* **Requirement**: Begin with the first line of the material and copy each line word for word through the line that contains "import React from"; the pictures are left out.

[Dataset rows]
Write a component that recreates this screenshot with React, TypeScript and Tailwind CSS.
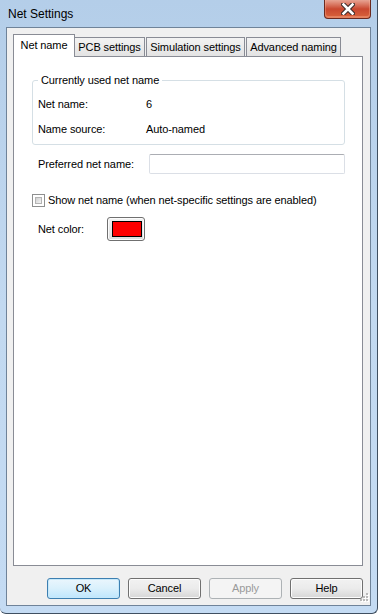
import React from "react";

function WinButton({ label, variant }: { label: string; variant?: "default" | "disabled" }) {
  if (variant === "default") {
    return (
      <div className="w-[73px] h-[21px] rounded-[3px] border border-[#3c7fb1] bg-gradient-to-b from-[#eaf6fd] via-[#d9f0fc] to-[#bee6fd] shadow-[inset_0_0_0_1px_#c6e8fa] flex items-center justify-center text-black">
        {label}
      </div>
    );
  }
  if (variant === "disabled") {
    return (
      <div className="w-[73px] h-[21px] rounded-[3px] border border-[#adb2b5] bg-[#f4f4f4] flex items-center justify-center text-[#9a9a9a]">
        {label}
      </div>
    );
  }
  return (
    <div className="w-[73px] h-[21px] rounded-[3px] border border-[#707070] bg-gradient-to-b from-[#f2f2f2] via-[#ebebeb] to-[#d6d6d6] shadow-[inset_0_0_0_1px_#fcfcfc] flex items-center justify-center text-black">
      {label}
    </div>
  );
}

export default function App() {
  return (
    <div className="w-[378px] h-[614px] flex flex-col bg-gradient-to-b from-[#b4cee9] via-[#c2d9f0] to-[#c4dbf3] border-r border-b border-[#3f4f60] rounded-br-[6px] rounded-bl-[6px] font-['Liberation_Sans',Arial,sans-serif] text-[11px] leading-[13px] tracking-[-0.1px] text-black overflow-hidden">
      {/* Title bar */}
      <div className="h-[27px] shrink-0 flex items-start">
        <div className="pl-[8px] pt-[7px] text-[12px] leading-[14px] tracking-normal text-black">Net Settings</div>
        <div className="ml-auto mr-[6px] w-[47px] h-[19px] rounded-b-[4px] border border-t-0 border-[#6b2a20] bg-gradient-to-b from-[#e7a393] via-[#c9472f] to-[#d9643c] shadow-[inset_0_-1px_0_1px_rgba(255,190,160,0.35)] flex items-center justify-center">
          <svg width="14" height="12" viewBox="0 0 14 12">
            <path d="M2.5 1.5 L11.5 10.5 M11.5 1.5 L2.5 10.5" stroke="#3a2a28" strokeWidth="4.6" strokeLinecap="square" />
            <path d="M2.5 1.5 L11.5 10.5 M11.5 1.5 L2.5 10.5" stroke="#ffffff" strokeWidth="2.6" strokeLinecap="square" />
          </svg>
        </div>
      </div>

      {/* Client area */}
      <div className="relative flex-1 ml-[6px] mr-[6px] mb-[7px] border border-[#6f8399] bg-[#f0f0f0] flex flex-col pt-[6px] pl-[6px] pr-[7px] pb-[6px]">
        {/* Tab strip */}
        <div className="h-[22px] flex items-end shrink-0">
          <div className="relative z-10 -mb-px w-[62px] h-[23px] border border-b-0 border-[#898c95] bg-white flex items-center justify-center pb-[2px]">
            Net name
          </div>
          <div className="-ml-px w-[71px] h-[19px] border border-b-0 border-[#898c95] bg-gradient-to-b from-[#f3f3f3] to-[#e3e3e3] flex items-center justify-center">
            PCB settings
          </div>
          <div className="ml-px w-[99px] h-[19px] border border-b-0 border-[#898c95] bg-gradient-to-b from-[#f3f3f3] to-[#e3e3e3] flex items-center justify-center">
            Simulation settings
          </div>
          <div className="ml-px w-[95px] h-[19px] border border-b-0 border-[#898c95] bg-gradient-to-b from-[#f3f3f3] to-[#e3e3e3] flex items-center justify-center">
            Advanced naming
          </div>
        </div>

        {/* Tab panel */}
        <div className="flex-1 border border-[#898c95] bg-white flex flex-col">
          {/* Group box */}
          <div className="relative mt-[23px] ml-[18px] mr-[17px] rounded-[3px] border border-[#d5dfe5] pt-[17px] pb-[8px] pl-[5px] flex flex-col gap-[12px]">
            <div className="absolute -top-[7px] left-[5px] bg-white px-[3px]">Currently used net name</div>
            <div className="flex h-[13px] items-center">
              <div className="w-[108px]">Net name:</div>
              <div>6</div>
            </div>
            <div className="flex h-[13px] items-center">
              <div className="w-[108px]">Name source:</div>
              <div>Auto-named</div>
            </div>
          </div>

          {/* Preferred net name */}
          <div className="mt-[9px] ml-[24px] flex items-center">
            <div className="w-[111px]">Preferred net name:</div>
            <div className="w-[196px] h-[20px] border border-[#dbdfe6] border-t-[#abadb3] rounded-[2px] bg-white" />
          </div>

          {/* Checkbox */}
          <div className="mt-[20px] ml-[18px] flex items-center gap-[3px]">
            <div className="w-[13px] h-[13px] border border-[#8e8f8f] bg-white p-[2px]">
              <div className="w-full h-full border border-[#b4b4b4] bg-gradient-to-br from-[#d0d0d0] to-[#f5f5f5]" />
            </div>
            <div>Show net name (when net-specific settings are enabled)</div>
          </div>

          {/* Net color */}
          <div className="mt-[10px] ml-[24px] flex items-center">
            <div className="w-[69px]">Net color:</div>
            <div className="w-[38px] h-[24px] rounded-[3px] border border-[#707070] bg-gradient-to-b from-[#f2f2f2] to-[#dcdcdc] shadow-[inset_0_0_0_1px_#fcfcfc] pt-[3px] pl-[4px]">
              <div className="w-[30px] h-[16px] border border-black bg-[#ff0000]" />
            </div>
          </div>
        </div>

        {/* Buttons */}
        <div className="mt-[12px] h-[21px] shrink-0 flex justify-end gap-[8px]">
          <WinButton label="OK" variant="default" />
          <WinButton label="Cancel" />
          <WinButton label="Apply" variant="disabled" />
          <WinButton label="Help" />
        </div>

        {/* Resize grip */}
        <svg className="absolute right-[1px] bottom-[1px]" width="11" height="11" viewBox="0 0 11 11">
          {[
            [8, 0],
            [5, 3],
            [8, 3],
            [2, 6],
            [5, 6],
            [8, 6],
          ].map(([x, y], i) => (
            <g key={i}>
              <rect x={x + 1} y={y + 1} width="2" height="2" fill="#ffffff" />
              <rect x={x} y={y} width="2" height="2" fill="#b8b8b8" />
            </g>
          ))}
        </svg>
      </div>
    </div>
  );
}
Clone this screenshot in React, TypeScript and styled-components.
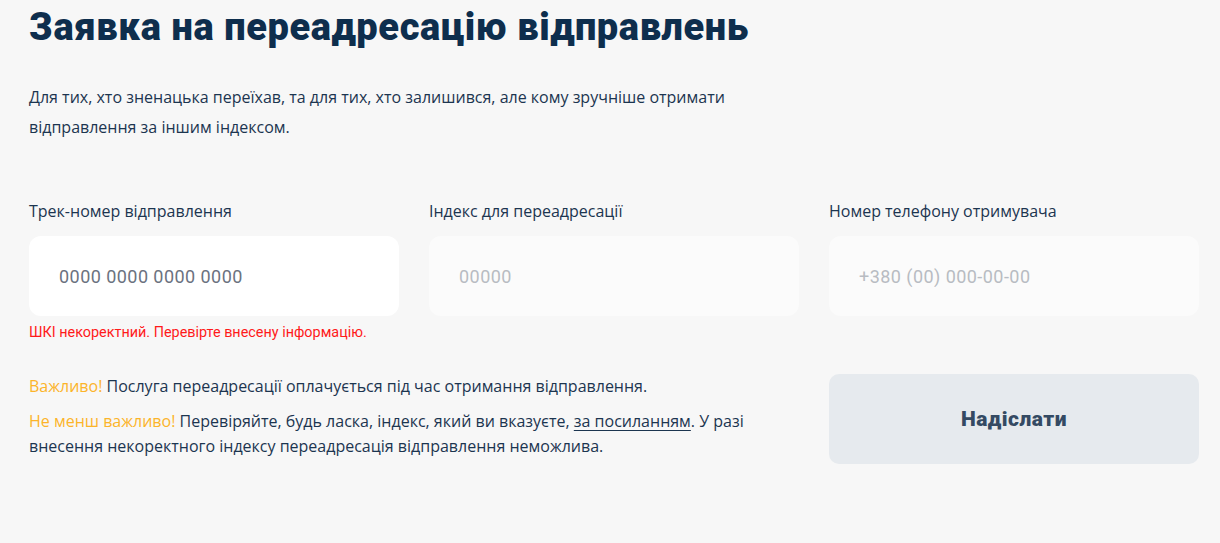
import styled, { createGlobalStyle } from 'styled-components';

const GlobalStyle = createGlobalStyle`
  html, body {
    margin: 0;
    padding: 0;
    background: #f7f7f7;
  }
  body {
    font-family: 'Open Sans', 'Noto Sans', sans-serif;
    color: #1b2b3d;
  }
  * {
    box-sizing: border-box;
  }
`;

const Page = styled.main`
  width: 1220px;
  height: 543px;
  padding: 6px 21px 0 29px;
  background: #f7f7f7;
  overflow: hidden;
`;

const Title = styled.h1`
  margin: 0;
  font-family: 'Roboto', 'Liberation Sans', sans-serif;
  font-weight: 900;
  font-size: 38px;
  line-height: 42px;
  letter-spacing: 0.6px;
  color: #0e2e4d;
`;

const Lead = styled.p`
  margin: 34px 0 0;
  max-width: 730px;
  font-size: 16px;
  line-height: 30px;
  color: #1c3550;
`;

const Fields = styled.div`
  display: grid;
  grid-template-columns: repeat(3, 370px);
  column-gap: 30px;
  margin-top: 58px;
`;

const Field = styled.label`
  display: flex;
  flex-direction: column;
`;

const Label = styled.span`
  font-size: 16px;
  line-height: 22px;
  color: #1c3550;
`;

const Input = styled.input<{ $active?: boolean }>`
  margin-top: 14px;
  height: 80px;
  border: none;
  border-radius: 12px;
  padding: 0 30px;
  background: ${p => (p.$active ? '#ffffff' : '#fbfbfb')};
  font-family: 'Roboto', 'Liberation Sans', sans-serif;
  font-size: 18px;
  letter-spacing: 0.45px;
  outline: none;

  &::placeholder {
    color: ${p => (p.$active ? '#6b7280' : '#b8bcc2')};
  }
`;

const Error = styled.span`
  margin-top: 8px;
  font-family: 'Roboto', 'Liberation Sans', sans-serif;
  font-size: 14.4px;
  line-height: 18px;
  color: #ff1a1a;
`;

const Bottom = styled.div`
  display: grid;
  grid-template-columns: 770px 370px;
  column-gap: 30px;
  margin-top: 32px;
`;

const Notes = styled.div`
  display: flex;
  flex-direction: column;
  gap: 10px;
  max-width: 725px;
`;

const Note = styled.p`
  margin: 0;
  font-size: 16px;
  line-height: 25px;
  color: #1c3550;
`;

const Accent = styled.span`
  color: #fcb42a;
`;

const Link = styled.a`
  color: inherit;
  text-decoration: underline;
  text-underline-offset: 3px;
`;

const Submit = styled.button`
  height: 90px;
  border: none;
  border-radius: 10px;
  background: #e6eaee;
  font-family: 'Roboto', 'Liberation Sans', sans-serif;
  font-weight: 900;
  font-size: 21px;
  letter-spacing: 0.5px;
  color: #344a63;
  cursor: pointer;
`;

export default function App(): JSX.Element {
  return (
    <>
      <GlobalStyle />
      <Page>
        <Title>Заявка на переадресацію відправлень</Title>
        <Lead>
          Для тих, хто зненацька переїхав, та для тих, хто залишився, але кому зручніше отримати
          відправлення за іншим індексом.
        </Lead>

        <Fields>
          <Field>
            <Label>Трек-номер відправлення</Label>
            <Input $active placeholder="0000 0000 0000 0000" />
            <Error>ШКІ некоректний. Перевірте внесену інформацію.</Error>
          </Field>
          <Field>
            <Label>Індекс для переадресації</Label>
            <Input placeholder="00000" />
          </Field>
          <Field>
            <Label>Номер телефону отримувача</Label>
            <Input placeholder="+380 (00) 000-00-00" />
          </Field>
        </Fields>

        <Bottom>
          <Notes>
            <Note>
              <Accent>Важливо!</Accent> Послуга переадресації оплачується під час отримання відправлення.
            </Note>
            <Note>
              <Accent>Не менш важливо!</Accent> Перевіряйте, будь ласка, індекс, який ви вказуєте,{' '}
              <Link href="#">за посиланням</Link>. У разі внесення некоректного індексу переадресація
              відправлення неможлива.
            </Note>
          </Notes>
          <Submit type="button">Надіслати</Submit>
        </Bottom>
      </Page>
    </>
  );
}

* **Reply to the exercise**:
Write a component that recreates this screenshot with React, TypeScript and Tailwind CSS.
import React from "react";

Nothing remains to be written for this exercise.